— START Data lines —

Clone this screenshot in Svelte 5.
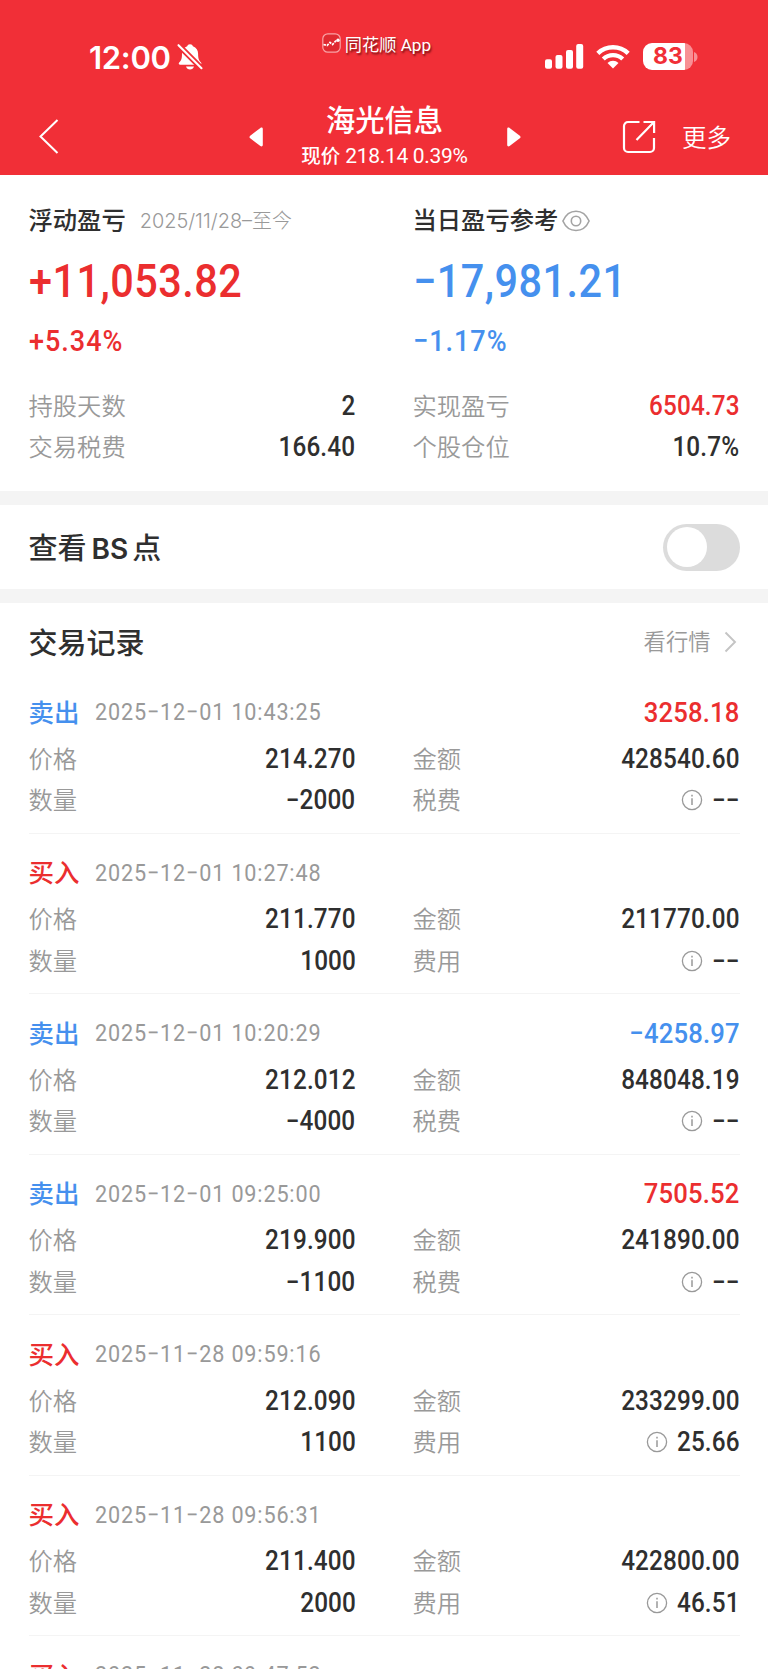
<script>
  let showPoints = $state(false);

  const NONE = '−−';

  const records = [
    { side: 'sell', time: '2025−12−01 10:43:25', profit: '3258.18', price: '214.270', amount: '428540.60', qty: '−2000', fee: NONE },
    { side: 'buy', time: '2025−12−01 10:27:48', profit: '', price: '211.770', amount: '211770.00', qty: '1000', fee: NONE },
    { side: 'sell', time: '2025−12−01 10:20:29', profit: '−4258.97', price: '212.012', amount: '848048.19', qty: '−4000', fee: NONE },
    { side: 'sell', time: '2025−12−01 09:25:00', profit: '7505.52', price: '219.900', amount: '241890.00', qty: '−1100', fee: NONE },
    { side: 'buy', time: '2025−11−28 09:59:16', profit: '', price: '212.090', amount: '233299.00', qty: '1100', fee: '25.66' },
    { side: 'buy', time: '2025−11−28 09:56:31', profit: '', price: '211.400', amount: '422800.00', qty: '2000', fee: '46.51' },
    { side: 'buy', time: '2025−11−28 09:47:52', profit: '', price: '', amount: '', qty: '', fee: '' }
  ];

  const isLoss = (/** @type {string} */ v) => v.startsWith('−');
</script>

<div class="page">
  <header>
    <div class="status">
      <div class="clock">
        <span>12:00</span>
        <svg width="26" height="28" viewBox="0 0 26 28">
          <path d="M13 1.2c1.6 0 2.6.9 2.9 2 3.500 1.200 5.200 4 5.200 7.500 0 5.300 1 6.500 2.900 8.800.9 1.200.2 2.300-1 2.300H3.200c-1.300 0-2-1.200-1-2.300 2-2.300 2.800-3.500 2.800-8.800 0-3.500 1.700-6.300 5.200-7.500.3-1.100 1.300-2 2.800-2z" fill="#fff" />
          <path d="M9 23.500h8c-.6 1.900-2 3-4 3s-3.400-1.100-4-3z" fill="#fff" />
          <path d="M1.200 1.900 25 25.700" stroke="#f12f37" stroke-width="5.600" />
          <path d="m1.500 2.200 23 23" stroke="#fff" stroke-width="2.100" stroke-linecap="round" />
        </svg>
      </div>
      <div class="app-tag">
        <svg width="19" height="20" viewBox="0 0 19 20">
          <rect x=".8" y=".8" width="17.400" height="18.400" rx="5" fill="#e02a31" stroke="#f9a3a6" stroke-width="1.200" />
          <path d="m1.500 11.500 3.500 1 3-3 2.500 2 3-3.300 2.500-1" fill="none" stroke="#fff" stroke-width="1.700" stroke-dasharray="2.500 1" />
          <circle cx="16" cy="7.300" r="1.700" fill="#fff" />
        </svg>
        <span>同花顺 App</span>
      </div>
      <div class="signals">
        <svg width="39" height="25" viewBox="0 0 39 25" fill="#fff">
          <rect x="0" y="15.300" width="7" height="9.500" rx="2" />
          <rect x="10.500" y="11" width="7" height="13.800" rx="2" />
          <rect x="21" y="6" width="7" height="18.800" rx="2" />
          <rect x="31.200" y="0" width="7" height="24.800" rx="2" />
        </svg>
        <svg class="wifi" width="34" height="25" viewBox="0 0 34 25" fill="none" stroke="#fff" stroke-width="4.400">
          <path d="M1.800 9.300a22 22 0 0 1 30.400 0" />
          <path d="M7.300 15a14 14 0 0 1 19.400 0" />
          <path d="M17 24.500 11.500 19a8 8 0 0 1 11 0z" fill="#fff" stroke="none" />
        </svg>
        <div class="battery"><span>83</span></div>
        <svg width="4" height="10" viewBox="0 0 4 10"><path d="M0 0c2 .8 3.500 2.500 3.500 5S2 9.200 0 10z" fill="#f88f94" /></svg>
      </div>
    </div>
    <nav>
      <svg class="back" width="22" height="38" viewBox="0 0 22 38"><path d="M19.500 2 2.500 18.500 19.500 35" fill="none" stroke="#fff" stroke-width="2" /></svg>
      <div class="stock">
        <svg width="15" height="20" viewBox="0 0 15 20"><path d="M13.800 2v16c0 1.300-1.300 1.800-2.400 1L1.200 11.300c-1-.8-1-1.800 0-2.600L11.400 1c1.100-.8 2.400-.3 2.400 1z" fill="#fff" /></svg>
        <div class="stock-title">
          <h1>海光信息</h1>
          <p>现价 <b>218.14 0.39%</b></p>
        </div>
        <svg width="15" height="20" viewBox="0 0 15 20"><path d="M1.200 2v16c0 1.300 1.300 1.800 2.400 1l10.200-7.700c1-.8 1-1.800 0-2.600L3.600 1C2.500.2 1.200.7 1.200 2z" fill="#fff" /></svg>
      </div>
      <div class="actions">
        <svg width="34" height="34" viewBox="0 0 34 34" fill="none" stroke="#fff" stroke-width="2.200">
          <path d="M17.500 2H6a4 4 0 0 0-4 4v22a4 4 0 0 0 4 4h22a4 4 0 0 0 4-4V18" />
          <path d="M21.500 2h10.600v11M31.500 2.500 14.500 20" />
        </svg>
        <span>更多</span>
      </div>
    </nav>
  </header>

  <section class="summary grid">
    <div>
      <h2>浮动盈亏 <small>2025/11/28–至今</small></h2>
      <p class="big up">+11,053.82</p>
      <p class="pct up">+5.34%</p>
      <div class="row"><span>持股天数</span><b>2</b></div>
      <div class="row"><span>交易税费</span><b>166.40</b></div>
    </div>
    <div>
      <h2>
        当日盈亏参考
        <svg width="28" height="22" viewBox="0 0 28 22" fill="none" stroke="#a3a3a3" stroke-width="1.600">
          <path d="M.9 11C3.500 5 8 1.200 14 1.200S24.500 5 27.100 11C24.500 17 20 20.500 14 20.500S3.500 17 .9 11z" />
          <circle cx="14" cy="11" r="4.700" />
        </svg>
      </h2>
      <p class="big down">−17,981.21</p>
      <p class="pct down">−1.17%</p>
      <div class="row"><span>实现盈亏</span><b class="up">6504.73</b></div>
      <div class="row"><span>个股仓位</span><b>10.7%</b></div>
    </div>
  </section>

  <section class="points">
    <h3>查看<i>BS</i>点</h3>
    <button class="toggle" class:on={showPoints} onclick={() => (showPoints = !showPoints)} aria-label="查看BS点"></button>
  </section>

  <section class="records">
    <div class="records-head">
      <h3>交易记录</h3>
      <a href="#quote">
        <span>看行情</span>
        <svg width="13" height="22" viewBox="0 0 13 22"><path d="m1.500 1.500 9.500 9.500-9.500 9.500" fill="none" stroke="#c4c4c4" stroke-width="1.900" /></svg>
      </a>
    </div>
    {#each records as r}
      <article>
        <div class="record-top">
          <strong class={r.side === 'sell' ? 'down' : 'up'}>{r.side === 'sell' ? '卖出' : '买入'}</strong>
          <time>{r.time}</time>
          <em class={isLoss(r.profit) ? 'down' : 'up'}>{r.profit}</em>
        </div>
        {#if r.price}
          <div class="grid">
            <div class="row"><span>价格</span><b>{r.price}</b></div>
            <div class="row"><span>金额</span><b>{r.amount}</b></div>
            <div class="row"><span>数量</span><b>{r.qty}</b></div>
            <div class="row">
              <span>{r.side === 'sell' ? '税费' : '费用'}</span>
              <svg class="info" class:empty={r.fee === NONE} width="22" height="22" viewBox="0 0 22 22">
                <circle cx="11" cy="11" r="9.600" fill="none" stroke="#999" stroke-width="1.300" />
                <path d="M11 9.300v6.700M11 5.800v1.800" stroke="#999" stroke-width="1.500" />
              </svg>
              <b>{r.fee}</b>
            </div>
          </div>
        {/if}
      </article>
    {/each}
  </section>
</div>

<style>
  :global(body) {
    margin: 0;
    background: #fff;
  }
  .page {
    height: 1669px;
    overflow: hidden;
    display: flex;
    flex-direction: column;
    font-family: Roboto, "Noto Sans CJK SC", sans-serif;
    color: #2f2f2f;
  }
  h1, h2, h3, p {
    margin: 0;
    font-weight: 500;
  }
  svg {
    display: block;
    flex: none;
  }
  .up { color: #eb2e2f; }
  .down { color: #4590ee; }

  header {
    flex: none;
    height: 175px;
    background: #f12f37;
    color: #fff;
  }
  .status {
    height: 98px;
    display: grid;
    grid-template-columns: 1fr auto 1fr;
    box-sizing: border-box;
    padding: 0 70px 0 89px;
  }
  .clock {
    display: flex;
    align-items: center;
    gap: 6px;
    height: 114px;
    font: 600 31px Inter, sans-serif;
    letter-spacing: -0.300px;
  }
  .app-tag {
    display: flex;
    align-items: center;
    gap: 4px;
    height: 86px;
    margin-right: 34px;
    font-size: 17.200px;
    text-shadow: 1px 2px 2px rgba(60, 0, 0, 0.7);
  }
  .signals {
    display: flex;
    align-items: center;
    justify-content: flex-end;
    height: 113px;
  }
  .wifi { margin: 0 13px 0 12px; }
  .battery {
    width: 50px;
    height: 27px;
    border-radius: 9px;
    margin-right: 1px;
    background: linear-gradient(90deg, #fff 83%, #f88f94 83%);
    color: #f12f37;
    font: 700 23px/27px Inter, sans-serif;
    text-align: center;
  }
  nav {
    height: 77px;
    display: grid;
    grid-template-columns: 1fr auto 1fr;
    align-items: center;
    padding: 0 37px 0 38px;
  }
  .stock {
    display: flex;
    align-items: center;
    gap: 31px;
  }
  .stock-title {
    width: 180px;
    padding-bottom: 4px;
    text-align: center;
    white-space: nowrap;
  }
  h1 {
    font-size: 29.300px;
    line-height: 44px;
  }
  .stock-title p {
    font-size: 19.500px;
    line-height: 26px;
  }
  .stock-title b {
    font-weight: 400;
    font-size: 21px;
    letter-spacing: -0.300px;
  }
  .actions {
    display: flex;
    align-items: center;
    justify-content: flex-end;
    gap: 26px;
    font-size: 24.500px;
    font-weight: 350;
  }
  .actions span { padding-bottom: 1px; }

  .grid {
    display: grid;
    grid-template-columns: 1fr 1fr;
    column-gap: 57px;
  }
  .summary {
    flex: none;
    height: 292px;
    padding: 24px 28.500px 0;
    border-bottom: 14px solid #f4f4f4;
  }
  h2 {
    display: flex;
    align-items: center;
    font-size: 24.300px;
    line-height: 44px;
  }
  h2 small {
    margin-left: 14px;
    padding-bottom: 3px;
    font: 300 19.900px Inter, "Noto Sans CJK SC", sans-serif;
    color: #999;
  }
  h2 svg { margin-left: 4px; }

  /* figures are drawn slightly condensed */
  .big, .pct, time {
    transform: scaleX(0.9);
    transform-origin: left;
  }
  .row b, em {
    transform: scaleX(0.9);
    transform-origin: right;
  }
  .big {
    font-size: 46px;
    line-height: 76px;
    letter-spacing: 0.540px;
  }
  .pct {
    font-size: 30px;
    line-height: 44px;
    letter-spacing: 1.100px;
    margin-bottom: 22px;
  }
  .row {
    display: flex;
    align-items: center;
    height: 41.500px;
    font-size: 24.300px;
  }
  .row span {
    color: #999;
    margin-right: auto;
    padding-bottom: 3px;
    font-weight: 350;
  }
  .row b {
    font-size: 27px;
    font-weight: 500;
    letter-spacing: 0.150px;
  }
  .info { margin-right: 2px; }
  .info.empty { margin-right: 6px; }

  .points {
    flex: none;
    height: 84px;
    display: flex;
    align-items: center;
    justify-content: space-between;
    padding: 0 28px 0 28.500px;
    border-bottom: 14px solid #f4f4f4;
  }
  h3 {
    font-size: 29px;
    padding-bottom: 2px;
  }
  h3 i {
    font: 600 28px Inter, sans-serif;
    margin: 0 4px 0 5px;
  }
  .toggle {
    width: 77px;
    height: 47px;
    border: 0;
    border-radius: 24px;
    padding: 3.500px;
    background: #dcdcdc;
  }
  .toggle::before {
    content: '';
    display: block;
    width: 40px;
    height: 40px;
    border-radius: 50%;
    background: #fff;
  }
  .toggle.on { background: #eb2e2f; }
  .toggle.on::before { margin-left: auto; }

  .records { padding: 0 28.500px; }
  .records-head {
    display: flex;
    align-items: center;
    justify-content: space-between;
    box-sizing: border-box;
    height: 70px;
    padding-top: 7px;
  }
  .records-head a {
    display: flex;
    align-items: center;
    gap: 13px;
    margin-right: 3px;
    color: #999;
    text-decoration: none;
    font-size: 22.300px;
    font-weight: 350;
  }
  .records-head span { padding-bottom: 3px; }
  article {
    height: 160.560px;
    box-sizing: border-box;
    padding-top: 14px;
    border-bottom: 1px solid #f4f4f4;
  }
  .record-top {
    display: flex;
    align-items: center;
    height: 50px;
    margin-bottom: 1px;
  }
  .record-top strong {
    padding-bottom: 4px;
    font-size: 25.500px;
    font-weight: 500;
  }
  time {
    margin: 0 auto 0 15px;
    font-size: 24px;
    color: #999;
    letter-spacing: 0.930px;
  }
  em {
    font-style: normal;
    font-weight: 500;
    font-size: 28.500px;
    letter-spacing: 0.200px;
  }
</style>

— END Data lines —
— START Data lines —

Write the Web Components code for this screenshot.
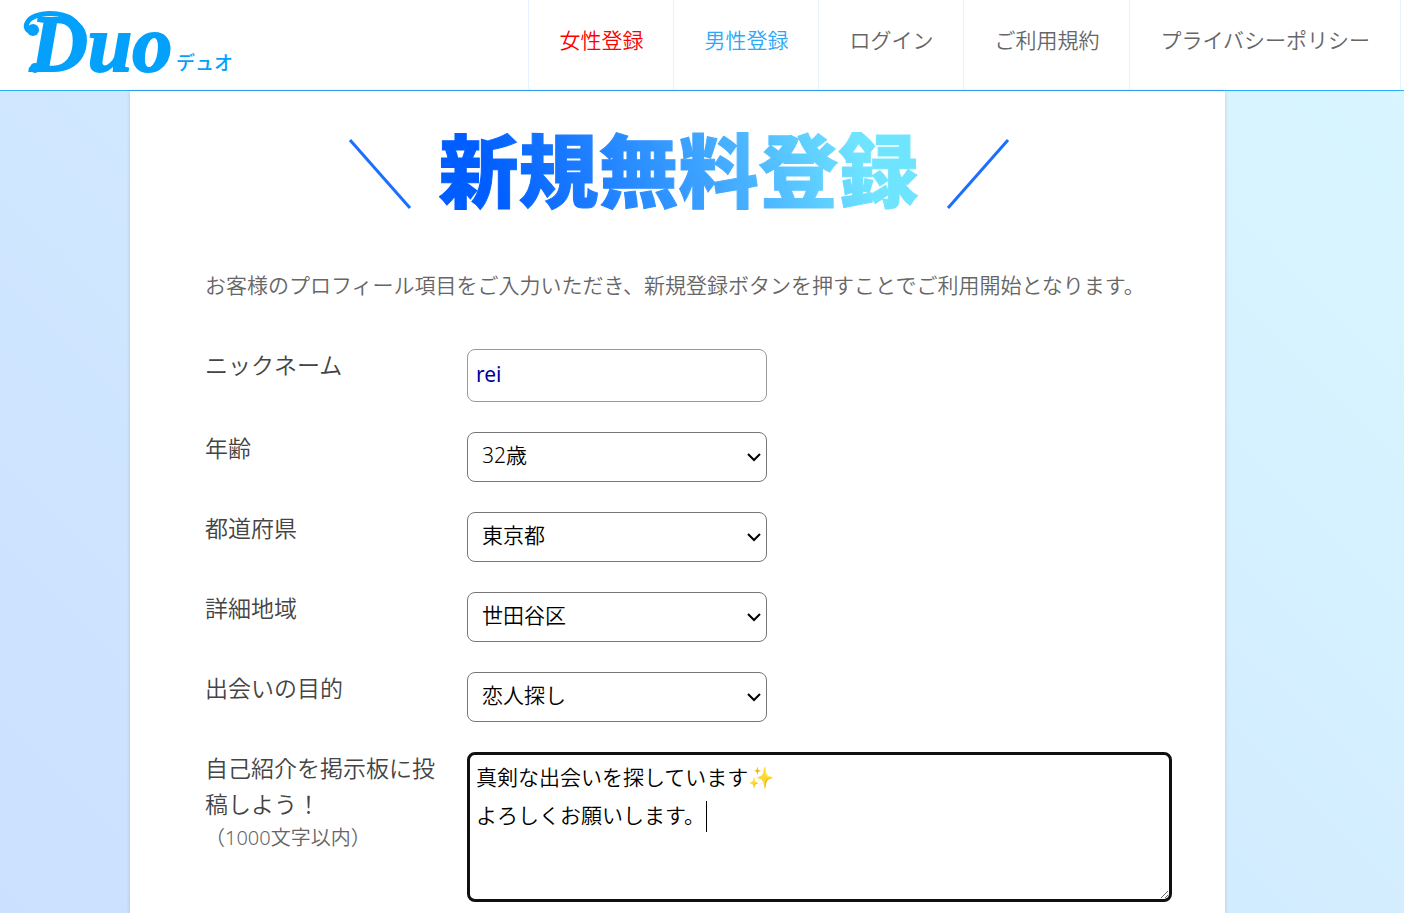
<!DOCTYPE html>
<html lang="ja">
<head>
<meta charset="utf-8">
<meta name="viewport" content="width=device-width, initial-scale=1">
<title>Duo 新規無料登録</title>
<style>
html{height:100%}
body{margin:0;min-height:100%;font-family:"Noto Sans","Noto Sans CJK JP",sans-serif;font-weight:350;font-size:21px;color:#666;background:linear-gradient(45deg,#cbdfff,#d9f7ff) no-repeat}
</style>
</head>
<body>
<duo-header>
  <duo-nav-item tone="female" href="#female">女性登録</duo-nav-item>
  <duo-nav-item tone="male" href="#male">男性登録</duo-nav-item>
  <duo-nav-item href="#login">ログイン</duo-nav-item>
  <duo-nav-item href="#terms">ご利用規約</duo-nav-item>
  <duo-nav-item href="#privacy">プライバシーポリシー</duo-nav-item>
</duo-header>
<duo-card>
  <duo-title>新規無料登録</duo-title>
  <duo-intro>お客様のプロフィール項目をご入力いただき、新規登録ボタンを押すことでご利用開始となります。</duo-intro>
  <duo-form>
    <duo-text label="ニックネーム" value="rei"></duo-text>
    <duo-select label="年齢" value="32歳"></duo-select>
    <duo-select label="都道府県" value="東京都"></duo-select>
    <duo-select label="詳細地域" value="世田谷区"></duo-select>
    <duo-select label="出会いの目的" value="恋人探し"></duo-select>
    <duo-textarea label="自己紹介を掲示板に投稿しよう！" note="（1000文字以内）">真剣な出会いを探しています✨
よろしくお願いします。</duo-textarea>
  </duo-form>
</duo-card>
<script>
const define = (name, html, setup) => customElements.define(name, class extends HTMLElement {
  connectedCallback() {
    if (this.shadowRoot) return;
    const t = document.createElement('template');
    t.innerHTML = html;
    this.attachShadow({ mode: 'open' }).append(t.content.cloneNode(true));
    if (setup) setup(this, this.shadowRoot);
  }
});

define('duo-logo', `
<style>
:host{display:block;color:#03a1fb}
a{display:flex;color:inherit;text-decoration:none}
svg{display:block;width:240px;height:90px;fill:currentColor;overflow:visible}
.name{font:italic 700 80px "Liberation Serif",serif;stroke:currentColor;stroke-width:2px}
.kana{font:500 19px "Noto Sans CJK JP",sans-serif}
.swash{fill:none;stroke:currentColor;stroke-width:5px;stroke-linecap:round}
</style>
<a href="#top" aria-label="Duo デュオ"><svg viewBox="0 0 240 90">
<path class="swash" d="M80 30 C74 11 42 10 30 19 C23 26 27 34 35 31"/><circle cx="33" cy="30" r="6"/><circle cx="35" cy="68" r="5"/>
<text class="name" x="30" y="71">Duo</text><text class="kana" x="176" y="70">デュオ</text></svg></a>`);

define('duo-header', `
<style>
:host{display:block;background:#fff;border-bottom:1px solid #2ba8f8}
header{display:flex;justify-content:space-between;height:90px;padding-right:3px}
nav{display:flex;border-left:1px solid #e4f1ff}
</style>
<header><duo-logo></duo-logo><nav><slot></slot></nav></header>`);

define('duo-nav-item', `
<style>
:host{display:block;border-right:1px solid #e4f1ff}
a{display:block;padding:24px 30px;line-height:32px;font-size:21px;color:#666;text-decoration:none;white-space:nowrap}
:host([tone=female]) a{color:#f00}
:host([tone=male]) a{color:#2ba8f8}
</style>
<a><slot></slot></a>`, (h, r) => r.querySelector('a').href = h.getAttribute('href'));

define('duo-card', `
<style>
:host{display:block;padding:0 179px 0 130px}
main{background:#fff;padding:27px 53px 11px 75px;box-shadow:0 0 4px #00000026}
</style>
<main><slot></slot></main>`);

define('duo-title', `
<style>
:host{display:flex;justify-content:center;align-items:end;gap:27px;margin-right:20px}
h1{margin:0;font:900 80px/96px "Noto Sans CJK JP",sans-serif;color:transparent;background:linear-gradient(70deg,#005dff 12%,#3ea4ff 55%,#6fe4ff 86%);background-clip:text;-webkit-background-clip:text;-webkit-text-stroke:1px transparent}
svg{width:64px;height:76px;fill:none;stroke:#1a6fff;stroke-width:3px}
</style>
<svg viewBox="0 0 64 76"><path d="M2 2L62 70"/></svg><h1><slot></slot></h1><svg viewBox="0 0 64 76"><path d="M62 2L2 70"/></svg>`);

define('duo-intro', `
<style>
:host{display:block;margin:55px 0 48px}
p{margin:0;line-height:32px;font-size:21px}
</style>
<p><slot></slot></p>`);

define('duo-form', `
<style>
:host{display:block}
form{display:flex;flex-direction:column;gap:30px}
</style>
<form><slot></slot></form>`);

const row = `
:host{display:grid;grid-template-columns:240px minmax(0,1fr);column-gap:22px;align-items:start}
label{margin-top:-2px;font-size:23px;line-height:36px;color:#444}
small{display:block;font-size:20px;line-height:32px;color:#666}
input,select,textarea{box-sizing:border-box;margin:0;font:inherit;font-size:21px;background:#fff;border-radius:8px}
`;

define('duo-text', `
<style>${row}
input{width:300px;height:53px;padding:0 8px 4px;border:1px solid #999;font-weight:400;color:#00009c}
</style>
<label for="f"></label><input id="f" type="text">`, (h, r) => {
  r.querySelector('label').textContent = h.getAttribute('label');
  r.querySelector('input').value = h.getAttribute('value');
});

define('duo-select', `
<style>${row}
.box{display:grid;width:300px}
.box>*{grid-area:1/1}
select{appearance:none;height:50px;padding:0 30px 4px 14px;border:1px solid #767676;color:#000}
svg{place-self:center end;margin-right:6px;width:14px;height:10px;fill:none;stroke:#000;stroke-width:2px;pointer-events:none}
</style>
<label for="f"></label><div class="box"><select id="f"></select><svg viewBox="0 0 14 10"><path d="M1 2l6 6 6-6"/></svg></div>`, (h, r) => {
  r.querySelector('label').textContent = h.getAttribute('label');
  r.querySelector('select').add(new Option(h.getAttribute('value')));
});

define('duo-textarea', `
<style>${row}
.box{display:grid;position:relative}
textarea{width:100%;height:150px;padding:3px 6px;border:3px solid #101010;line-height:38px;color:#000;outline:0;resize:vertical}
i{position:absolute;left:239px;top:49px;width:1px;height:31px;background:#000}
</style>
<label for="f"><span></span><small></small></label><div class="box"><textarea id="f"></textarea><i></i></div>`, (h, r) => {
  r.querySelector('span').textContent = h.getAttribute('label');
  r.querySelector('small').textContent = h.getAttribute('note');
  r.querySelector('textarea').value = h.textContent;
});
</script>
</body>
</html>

— END Data lines —

**Exercise task:** Give back exactly the lines from the one containing "Clone this screenshot in Svelte 5." to the one containing "const NONE = '−−';", both included, and no pictures.

**Answer to this problem:**
Clone this screenshot in Svelte 5.
<script>
  let showPoints = $state(false);

  const NONE = '−−';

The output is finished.